Este tipo de eventos, como los llaman ahora, se caracterizan por una relación muy intensa y absorbente durante pocos días y después cada cual regresa a su vida sin apenas dejar rastro. Del Encuentro me llevé, sin embargo, un nombre que no conocía. No podía olvidar la gracia, el ingenio, la espontaneidad y también la generosidad del escritor malagueño Rafael Pérez Estrada, de quien, por cierto, no encontré ningún título en las librerías barcelonesas. El primero que leí fue el que publicó unos años después, en 1986, Conspiraciones y conjuras. Me lo envió la poeta Mercedes Escolano, con una extensa dedicatoria de la que copio una frase: «Por Rafael conspiraría el resto de mi vida». A ella le debo que me acompañara una tarde de 1987 a su casa, en el paseo marítimo, con vistas al Mediterráneo. Enseguida nos acordamos los dos de los días de Troia y no costó nada recuperar las anécdotas vividas allí. A mi regreso le escribí una larga carta y empezó una extendida relación epistolar con Rafael Pérez Estrada que llegó hasta sus últimos días. Leí los libros de su autoría que me fue enviando a partir de entonces y los que encontré por mi cuenta en las librerías de viejo de Málaga, y se convirtió, durante los años que siguieron, en el escritor vivo que más he admirado. Una buena parte de los libros que empecé a leer a partir de 1986 están recogidos en el volumen Poesía (1985-2000) que acaba de publicarse en Renacimiento. 1.080 páginas. 1,8 kilos de peso. Rafael hubiera adorado la publicación de un libro tan enorme.

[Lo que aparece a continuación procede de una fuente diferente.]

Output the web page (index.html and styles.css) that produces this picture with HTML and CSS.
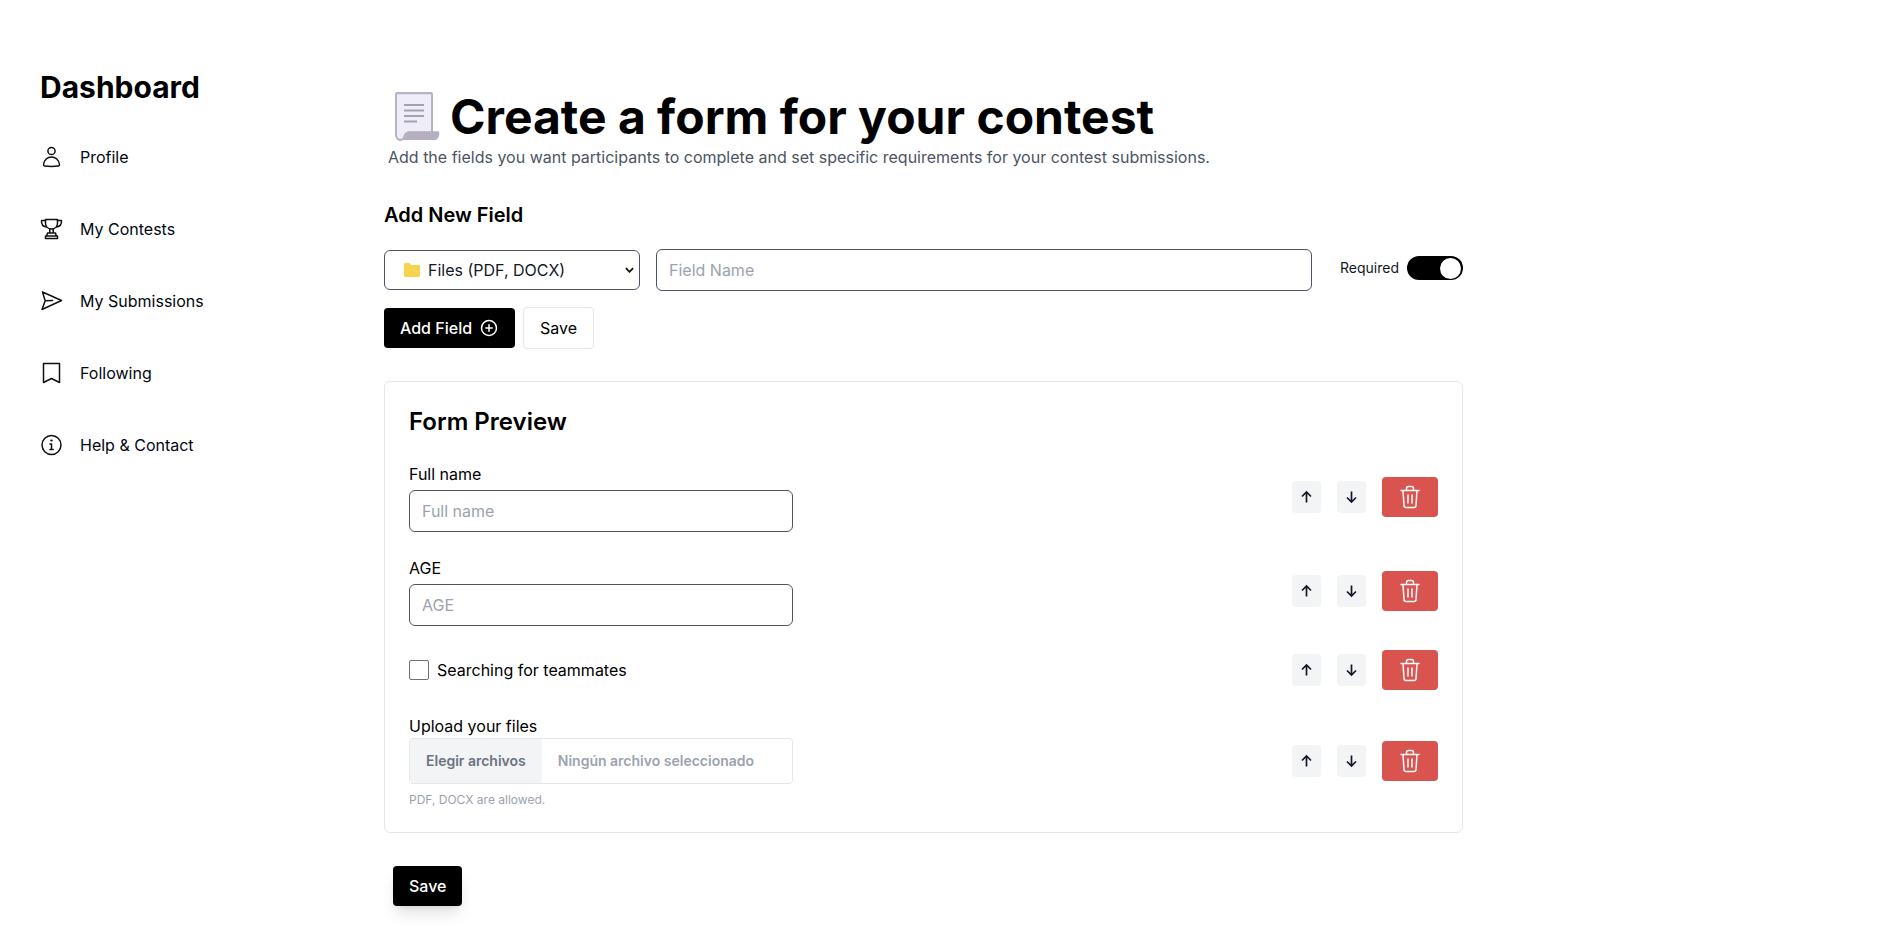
FILE: index.html
```html
<!DOCTYPE html>
<html lang="en">
<head>
<meta charset="utf-8">
<title>Create a form</title>
<link rel="stylesheet" href="styles.css">
</head>
<body>
<div class="page">
  <aside class="sidebar">
    <h2 class="brand">Dashboard</h2>
    <nav class="nav">
      <a class="nav-item"><svg class="nav-icon" viewBox="0 0 24 24"><circle cx="11.500" cy="6" r="3.600"/><path d="M11.500 12c-4 0-7.400 3-8 7.600-.1.900.3 1.400 1 1.500 4.700.6 9.300.6 14 0 .7-.1 1.100-.6 1-1.500-.6-4.600-4-7.600-8-7.600z"/></svg><span>Profile</span></a>
      <a class="nav-item"><svg class="nav-icon" viewBox="0 0 24 24"><path d="M5.500 2.500h12v3.500c0 3.500-2.500 6-6 6s-6-2.500-6-6V2.500z"/><path d="M5.500 3.500H1.500c-.2 3.500 1.500 6 4.800 6.500M17.500 3.500h4c.2 3.500-1.500 6-4.800 6.500"/><path d="M9.800 12v4h3.400v-4M7.500 16h8l.8 3H6.700zM5.500 19h12v2.500h-12z"/></svg><span>My Contests</span></a>
      <a class="nav-item"><svg class="nav-icon" viewBox="0 0 24 24"><path d="M2.500 3 21.500 11.500 2 20.500 5.200 11.800 2.500 3zM5.200 11.800 12.500 11.500"/></svg><span>My Submissions</span></a>
      <a class="nav-item"><svg class="nav-icon" viewBox="0 0 24 24"><path d="M3.500 2.500h16v19l-8-4-8 4v-19z"/></svg><span>Following</span></a>
      <a class="nav-item"><svg class="nav-icon" viewBox="0 0 24 24"><circle cx="11.500" cy="12" r="9.500"/><path d="M10 11h1.500v5.500M10 16.500h3.200"/><path class="dot" d="M11.300 7.500h.4"/></svg><span>Help &amp; Contact</span></a>
    </nav>
  </aside>
  <main class="main">
    <header class="head">
      <div class="title-row">
        <svg class="doc-icon" viewBox="0 2 46 45" preserveAspectRatio="none"><path class="doc-sheet" d="M3 3h34a1 1 0 0 1 1 1v36H13c-1 0-2 1-2.500 2.500-.5 2-2 3.500-4 3.500-2.500 0-4.500-2-4.500-5V4a1 1 0 0 1 1-1z"/><path class="doc-roll" d="M14 38h30c1.200 0 1.500 1 1.300 2.500C45 44 43 46 41 46H6.500c2.500 0 4.300-1.500 5-4 .4-1.800 1-4 2.500-4z"/><path class="doc-lines" d="M10 14h20M10 19h20M10 24h20M10 29h13"/></svg>
        <h1 class="title">Create a form for your contest</h1>
      </div>
      <p class="subtitle">Add the fields you want participants to complete and set specific requirements for your contest submissions.</p>
    </header>

    <section class="add">
      <h3 class="add-title">Add New Field</h3>
      <div class="add-row">
        <div class="select">
          <svg class="folder" viewBox="0 0 16 14"><path d="M0 1.500C0 .7.600 0 1.400 0h4.100l1.700 2H15c.6 0 1 .4 1 1v9.500c0 .8-.6 1.500-1.400 1.500H1.400C.6 14 0 13.300 0 12.500z"/></svg>
          <span class="select-text">Files (PDF, DOCX)</span>
          <svg class="chev" viewBox="0 0 10 6"><path d="M1 1l4 4 4-4"/></svg>
        </div>
        <input class="input input-name" placeholder="Field Name">
        <div class="req-group">
          <span class="req">Required</span>
          <span class="toggle"><span class="knob"></span></span>
        </div>
      </div>
      <div class="btn-row">
        <button class="btn btn-black">Add Field <svg class="plus" viewBox="0 0 20 20"><circle cx="10" cy="10" r="7.500"/><path d="M10 6.800v6.400M6.800 10h6.400"/></svg></button>
        <button class="btn btn-white">Save</button>
      </div>
    </section>

    <section class="card">
      <h2 class="card-title">Form Preview</h2>
      <div class="rows">
        <div class="row">
          <div class="field"><label class="label">Full name</label><input class="input input-field" placeholder="Full name"></div>
          <div class="actions">
            <button class="arrow"><svg viewBox="0 0 16 16"><path d="M7.500 13.500V3M3 7.500 7.500 3l4.500 4.500"/></svg></button>
            <button class="arrow"><svg viewBox="0 0 16 16"><path d="M7.500 2.500V13M3 8.500 7.500 13l4.500-4.500"/></svg></button>
            <button class="del"><svg viewBox="0 0 24 24"><path d="M3 5.500h18M8.500 5.500V3.500a2 2 0 0 1 2-2h3a2 2 0 0 1 2 2v2M5 5.500 6 20.500a2 2 0 0 0 2 2h8a2 2 0 0 0 2-2l1-15M10 10v8M14 10v8"/></svg></button>
          </div>
        </div>
        <div class="row">
          <div class="field"><label class="label">AGE</label><input class="input input-field" placeholder="AGE"></div>
          <div class="actions">
            <button class="arrow"><svg viewBox="0 0 16 16"><path d="M7.500 13.500V3M3 7.500 7.500 3l4.500 4.500"/></svg></button>
            <button class="arrow"><svg viewBox="0 0 16 16"><path d="M7.500 2.500V13M3 8.500 7.500 13l4.500-4.500"/></svg></button>
            <button class="del"><svg viewBox="0 0 24 24"><path d="M3 5.500h18M8.500 5.500V3.500a2 2 0 0 1 2-2h3a2 2 0 0 1 2 2v2M5 5.500 6 20.500a2 2 0 0 0 2 2h8a2 2 0 0 0 2-2l1-15M10 10v8M14 10v8"/></svg></button>
          </div>
        </div>
        <div class="row">
          <div class="check"><span class="box"></span><span>Searching for teammates</span></div>
          <div class="actions">
            <button class="arrow"><svg viewBox="0 0 16 16"><path d="M7.500 13.500V3M3 7.500 7.500 3l4.500 4.500"/></svg></button>
            <button class="arrow"><svg viewBox="0 0 16 16"><path d="M7.500 2.500V13M3 8.500 7.500 13l4.500-4.500"/></svg></button>
            <button class="del"><svg viewBox="0 0 24 24"><path d="M3 5.500h18M8.500 5.500V3.500a2 2 0 0 1 2-2h3a2 2 0 0 1 2 2v2M5 5.500 6 20.500a2 2 0 0 0 2 2h8a2 2 0 0 0 2-2l1-15M10 10v8M14 10v8"/></svg></button>
          </div>
        </div>
        <div class="row">
          <div class="field">
            <label class="label label-flush">Upload your files</label>
            <div class="file"><span class="file-btn">Elegir archivos</span><span class="file-none">Ningún archivo seleccionado</span></div>
            <p class="hint">PDF, DOCX are allowed.</p>
          </div>
          <div class="actions">
            <button class="arrow"><svg viewBox="0 0 16 16"><path d="M7.500 13.500V3M3 7.500 7.500 3l4.500 4.500"/></svg></button>
            <button class="arrow"><svg viewBox="0 0 16 16"><path d="M7.500 2.500V13M3 8.500 7.500 13l4.500-4.500"/></svg></button>
            <button class="del"><svg viewBox="0 0 24 24"><path d="M3 5.500h18M8.500 5.500V3.500a2 2 0 0 1 2-2h3a2 2 0 0 1 2 2v2M5 5.500 6 20.500a2 2 0 0 0 2 2h8a2 2 0 0 0 2-2l1-15M10 10v8M14 10v8"/></svg></button>
          </div>
        </div>
      </div>
    </section>
    <button class="btn btn-black btn-save">Save</button>
  </main>
</div>
</body>
</html>
```
FILE: styles.css
```css
* { box-sizing: border-box; }
html, body { margin: 0; padding: 0; background: #fff; overflow: hidden; }
body { font-family: Inter, "Liberation Sans", sans-serif; color: #000; font-size: 16px; height: 948px; }
.page { display: flex; align-items: flex-start; }
.sidebar { width: 384px; flex: none; padding: 67px 0 0 40px; }
.brand { margin: 0 0 38px; font-size: 30px; line-height: 40px; font-weight: 700; }
.nav { display: flex; flex-direction: column; gap: 48px; }
.nav-item { display: flex; align-items: center; gap: 16px; height: 24px; font-size: 16px; line-height: 24px; color: #030712; }
.nav-icon { width: 24px; height: 24px; fill: none; stroke: #111; stroke-width: 1.500; stroke-linejoin: round; stroke-linecap: round; }
.dot { stroke-width: 2.200; }

.main { width: 1080px; flex: none; padding-top: 88px; }
.head { margin-bottom: 32px; }
.title-row { display: flex; align-items: center; height: 57px; padding-left: 10px; gap: 10px; }
.doc-icon { width: 46px; height: 49px; flex: none; }
.doc-sheet { fill: #efedf7; stroke: #b8b2c2; stroke-width: 2; }
.doc-roll { fill: #b6afbf; }
.doc-lines { fill: none; stroke: #a7a0b3; stroke-width: 1.800; }
.title { margin: 0; font-size: 48px; line-height: 58px; font-weight: 700; letter-spacing: 0; white-space: nowrap; }
.subtitle { margin: 0; padding-left: 4px; font-size: 16px; line-height: 24px; color: #4b5563; white-space: nowrap; }

.add-title { margin: 0 0 20px; font-size: 20px; line-height: 28px; font-weight: 600; }
.add-row { display: flex; align-items: center; height: 42px; }
.select { width: 256px; height: 40px; margin-right: 16px; padding: 0 5px 0 19px; display: flex; align-items: center; border: 1px solid #4b5563; border-radius: 6px; font-size: 16px; color: #111827; }
.folder { width: 16px; height: 14px; fill: #f6d44f; flex: none; margin-right: 8px; }
.select-text { flex: 1; }
.chev { width: 9px; height: 6px; fill: none; stroke: #111; stroke-width: 2; }
.input { height: 42px; padding: 0 12px; border: 1px solid #4b5563; border-radius: 6px; font: 16px/24px Inter, "Liberation Sans", sans-serif; color: #111827; background: #fff; outline: none; }
.input::placeholder { color: #9ca3af; opacity: 1; }
.input-name { width: 656px; margin-right: 28px; }
.req-group { display: flex; align-items: center; margin-bottom: 4px; }
.req { font-size: 14px; line-height: 20px; margin-right: 8px; color: #111827; }
.toggle { width: 56px; height: 24px; border-radius: 12px; background: #000; display: flex; justify-content: flex-end; align-items: center; padding-right: 2px; }
.knob { width: 21px; height: 21px; border-radius: 50%; background: #fff; }

.btn-row { display: flex; align-items: center; gap: 8px; margin-top: 16px; }
.btn { font: 500 16px/24px Inter, "Liberation Sans", sans-serif; border-radius: 4px; cursor: pointer; }
.btn-black { height: 40px; padding: 0 16px; display: flex; align-items: center; gap: 7px; background: #000; color: #fff; border: 0; }
.btn-white { height: 42px; padding: 0 16px; background: #fff; color: #000; border: 1px solid #e5e7eb; font-weight: 400; }
.plus { width: 20px; height: 20px; fill: none; stroke: #fff; stroke-width: 1.500; stroke-linecap: round; }

.card { width: 1079px; margin-top: 32px; padding: 24px; border: 1px solid #e5e7eb; border-radius: 6px; }
.card-title { margin: 0 0 24px; font-size: 24px; line-height: 32px; font-weight: 600; }
.rows { display: flex; flex-direction: column; gap: 24px; }
.row { display: flex; justify-content: space-between; align-items: center; }
.field { width: 384px; display: flex; flex-direction: column; }
.label { font-size: 16px; line-height: 24px; margin-bottom: 4px; }
.label-flush { margin-bottom: 0; }
.input-field { width: 384px; }
.check { display: flex; align-items: center; gap: 8px; font-size: 16px; line-height: 24px; height: 40px; }
.box { width: 20px; height: 20px; border: 1px solid #6b7280; border-radius: 2px; background: #fff; }
.file { display: flex; align-items: stretch; height: 46px; border: 1px solid #e5e7eb; border-radius: 4px; font-size: 14px; font-weight: 600; overflow: hidden; }
.file-btn { background: #f3f4f6; color: #6b7280; padding: 0 16px 1px; display: flex; align-items: center; }
.file-none { color: #9ca3af; padding: 0 16px 1px; display: flex; align-items: center; }
.hint { margin: 8px 0 0; font-size: 12px; line-height: 16px; color: #9ca3af; }
.actions { display: flex; align-items: center; gap: 16px; }
.arrow { width: 29px; height: 32px; padding: 0; border: 0; border-radius: 4px; background: #f3f4f6; display: flex; align-items: center; justify-content: center; }
.arrow svg { width: 16px; height: 16px; fill: none; stroke: #111827; stroke-width: 1.700; }
.del { width: 56px; height: 40px; padding: 0; border: 0; border-radius: 4px; background: #d9534f; display: flex; align-items: center; justify-content: center; }
.del svg { width: 24px; height: 24px; fill: none; stroke: #fff; stroke-width: 1.500; stroke-linecap: round; stroke-linejoin: round; }
.btn-save { margin: 33px 0 0 9px; height: 40px; box-shadow: 0 10px 15px -3px rgba(0,0,0,.12), 0 4px 6px -4px rgba(0,0,0,.1); }
```
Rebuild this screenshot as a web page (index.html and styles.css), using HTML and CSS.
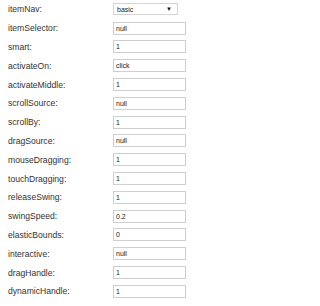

El miércoles pasado, día 4, lo presentó en el Salón de los Espejos del Ayuntamiento de Málaga la Fundación que lleva su nombre. Rodeado de quienes fueron sus amigos y hoy lo añoran igual que yo. No ha sido una publicación sencilla. Francisco Ruiz Noguera, editor del volumen, recordó cómo empezó a gestarse en 2004. Las vicisitudes por las que el proyecto de estas «Obras Reunidas» ha pasado han sido de diversa y controvertida naturaleza; todas, sin embargo, se olvidan en el momento de abrir por cualquier página un libro mágico. Sea cual sea la que aparezca, el lector ve aflorar en ella el resplandor del genio verbal y del universo fantástico de su autor, el añorado Rafael Pérez Estrada.